Ikea plans to test a furniture rental program

  • Categories Retail News, Top News
  • Date February 6, 2019
  • Comments 0 comment

Ikea is to start renting out furniture as part of attempts to build a more environmentally friendly business.

The world’s largest furniture retailer said it wanted to test out the idea of leasing office furniture such as desks and chairs to business customers, starting in Switzerland. However, kitchens could also potentially be rented rather than sold in future.

The leasing strategy is part of Ikea’s wider effort to design and sell goods that can be repaired, reused, recycled or resold and promote services that prolong the life of a product.

“You could say leasing is another way of financing a kitchen.
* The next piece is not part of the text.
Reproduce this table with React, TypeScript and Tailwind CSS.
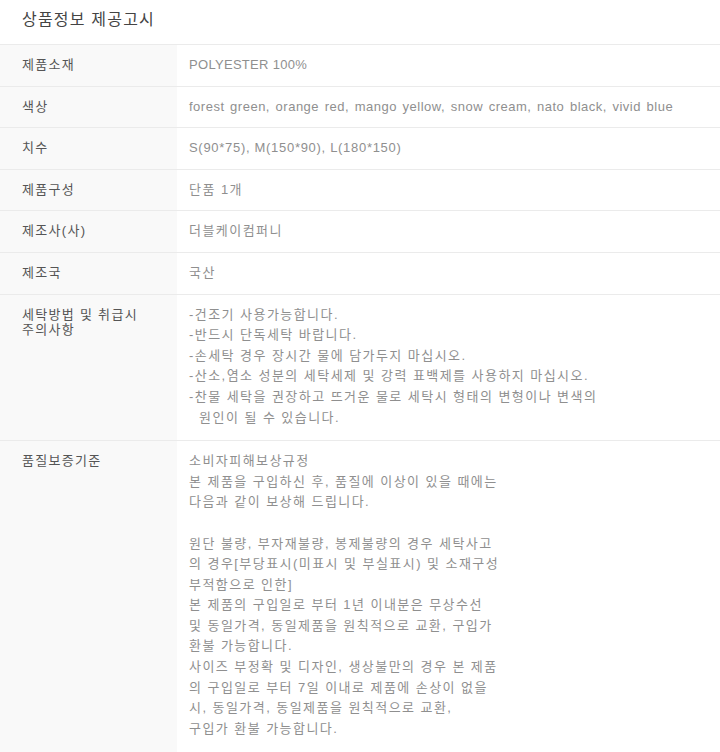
const rows: { label: string; value: string[]; track?: string }[] = [
  { label: "제품소재", value: ["POLYESTER 100%"], track: "tracking-[0.3px]" },
  {
    label: "색상",
    value: ["forest green, orange red, mango yellow, snow cream, nato black, vivid blue"],
    track: "tracking-[0.5px] [word-spacing:1.5px]",
  },
  { label: "치수", value: ["S(90*75), M(150*90), L(180*150)"], track: "tracking-[0.7px]" },
  { label: "제품구성", value: ["단품 1개"] },
  { label: "제조사(사)", value: ["더블케이컴퍼니"] },
  { label: "제조국", value: ["국산"] },
];

const washLines = [
  "-건조기 사용가능합니다.",
  "-반드시 단독세탁 바랍니다.",
  "-손세탁 경우 장시간 물에 담가두지 마십시오.",
  "-산소,염소 성분의 세탁세제 및 강력 표백제를 사용하지 마십시오.",
  "-찬물 세탁을 권장하고 뜨거운 물로 세탁시 형태의 변형이나 변색의",
  "  원인이 될 수 있습니다.",
];

const qualityLines = [
  "소비자피해보상규정",
  "본 제품을 구입하신 후, 품질에 이상이 있을 때에는",
  "다음과 같이 보상해 드립니다.",
  "",
  "원단 불량, 부자재불량, 봉제불량의 경우 세탁사고",
  "의 경우[부당표시(미표시 및 부실표시) 및 소재구성",
  "부적함으로 인한]",
  "본 제품의 구입일로 부터 1년 이내분은 무상수선",
  "및 동일가격, 동일제품을 원칙적으로 교환, 구입가",
  "환불 가능합니다.",
  "사이즈 부정확 및 디자인, 생상불만의 경우 본 제품",
  "의 구입일로 부터 7일 이내로 제품에 손상이 없을",
  "시, 동일가격, 동일제품을 원칙적으로 교환,",
  "구입가 환불 가능합니다.",
];

const Row = ({
  label,
  lines,
  pb,
  track,
}: {
  label: string;
  lines: string[];
  pb?: string;
  track?: string;
}) => {
  return (
    <div className="flex border-b border-[#ebebeb]">
      <div className="w-[177px] shrink-0 bg-[#f9f9f9] pl-[22px] pr-3 pt-[10px] text-[13px] leading-[20.6px] text-[#555] tracking-[1.3px]">
        {label}
      </div>
      <div
        className={`flex-1 pl-3 pt-[10px] ${pb ?? "pb-[10px]"} text-[13px] leading-[20.6px] text-[#8f8f8f] whitespace-pre ${
          track ?? "tracking-[1.45px]"
        }`}
      >
        {lines.map((l, i) => (
          <div key={i} className="h-[20.6px]">
            {l}
          </div>
        ))}
      </div>
    </div>
  );
};

export default function App() {
  return (
    <div
      className="w-[720px] h-[752px] overflow-hidden bg-white"
      style={{ fontFamily: '"Liberation Sans", "Noto Sans CJK KR", sans-serif' }}
    >
      <div className="pl-[22px] pt-[9px] h-[44px] text-[16px] leading-[22px] text-[#444] tracking-[1.2px]">
        상품정보 제공고시
      </div>
      <div className="border-t border-[#ebebeb]">
        {rows.map((r) => (
          <Row key={r.label} label={r.label} lines={r.value} track={r.track} />
        ))}
        <div className="flex border-b border-[#ebebeb]">
          <div className="w-[177px] shrink-0 bg-[#f9f9f9] pl-[22px] pr-3 pt-[12px] text-[13px] leading-[15px] text-[#555] tracking-[1.3px]">
            세탁방법 및 취급시
            <br />
            주의사항
          </div>
          <div className="flex-1 pl-3 pt-[10px] pb-[12px] text-[13px] leading-[20.6px] text-[#8f8f8f] tracking-[1.45px] whitespace-pre">
            {washLines.map((l, i) => (
              <div key={i} className="h-[20.6px]">
                {l}
              </div>
            ))}
          </div>
        </div>
        <Row label="품질보증기준" lines={qualityLines} pb="pb-[20px]" />
      </div>
    </div>
  );
}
When this circular model is up and running, we have a much bigger interest in not just selling a product but seeing what happens with it and that the consumer takes care of it,” Torbjorn Lööf, the chief executive of Inter Ikea, which owns the Ikea brand, told the Financial Times.

He said the Swedish company was also considering launching its own spare parts business so that customers could replace components, such as hinges or screws, for furniture no longer stocked in Ikea’s stores.

An Ikea spokesperson said: “We have an ambition to inspire and enable people to play an active role in making the circular economy a reality, which we can support by developing new ways for people to buy, care for and pass on products. “In certain markets, such as Switzerland, we’re exploring and testing potential solutions and have a pilot project to look into the leasing of furniture, but it’s still too early to confirm exactly what this will look like.”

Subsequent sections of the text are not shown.